(WHAT IS BEING ASKED) Retype the lines beneath this one, from the first through the line containing "string; price: string;". Pictures are left out.

(SUPPLIED DATA)
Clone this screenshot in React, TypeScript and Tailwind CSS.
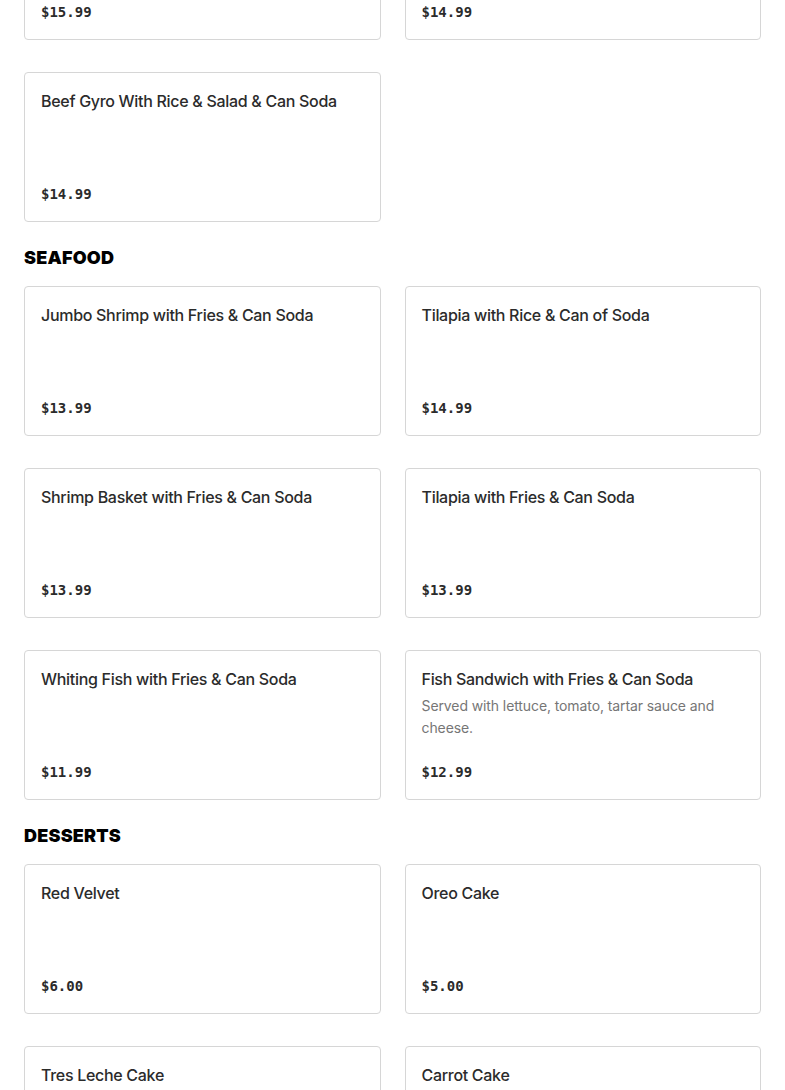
import React from "react";

type Item = { name: string; price: string; desc?: string };

const sections: { title?: string; items: Item[] }[] = [
  {
    items: [
      { name: "Chicken Gyro With Rice & Salad & Can Soda", price: "$15.99" },
      { name: "Lamb Gyro With Rice & Salad & Can Soda", price: "$14.99" },
      { name: "Beef Gyro With Rice & Salad & Can Soda", price: "$14.99" },
    ],
  },
  {
    title: "SEAFOOD",
    items: [
      { name: "Jumbo Shrimp with Fries & Can Soda", price: "$13.99" },
      { name: "Tilapia with Rice & Can of Soda", price: "$14.99" },
      { name: "Shrimp Basket with Fries & Can Soda", price: "$13.99" },
      { name: "Tilapia with Fries & Can Soda", price: "$13.99" },
      { name: "Whiting Fish with Fries & Can Soda", price: "$11.99" },
      {
        name: "Fish Sandwich with Fries & Can Soda",
        price: "$12.99",
        desc: "Served with lettuce, tomato, tartar sauce and cheese.",
      },
    ],
  },
  {
    title: "DESSERTS",
    items: [
      { name: "Red Velvet", price: "$6.00" },
      { name: "Oreo Cake", price: "$5.00" },
      { name: "Tres Leche Cake", price: "$6.00" },
      { name: "Carrot Cake", price: "$6.00" },
    ],
  },
];

function Card({ item }: { item: Item }) {
  return (
    <div className="flex h-[150px] flex-col rounded-[4px] border border-[#d6d6d6] bg-white px-4 pt-4 pb-[15px]">
      <div className="text-[16px] leading-6 font-medium text-[#2b2b2b] [font-family:Inter,sans-serif] tracking-[-0.3px]">
        {item.name}
      </div>
      {item.desc && (
        <div className="mt-1 w-[300px] text-[14px] leading-[22px] text-[#767676] [font-family:Inter,sans-serif] tracking-[-0.1px]">
          {item.desc}
        </div>
      )}
      <div className="mt-auto text-[14px] leading-6 text-[#2b2b2b] [font-family:'DejaVu_Sans_Mono',monospace] font-bold">
        {item.price}
      </div>
    </div>
  );
}

export default function App() {
  return (
    <div className="min-h-[1090px] bg-white px-6 overflow-hidden">
      <div className="-mt-[110px] flex flex-col">
        {sections.map((s, i) => (
          <div key={i} className={i > 0 ? "mt-[22px]" : ""}>
            {s.title && (
              <h2 className="mb-[14px] text-[18px] leading-7 font-black text-black [font-family:Inter,sans-serif] tracking-[0.2px]">
                {s.title}
              </h2>
            )}
            <div className="grid grid-cols-2 gap-x-6 gap-y-8">
              {s.items.map((it, j) => (
                <Card key={j} item={it} />
              ))}
            </div>
          </div>
        ))}
      </div>
    </div>
  );
}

(SOLUTION TO THIS PROBLEM)
Clone this screenshot in React, TypeScript and Tailwind CSS.
import React from "react";

type Item = { name: string; price: string; desc?: string };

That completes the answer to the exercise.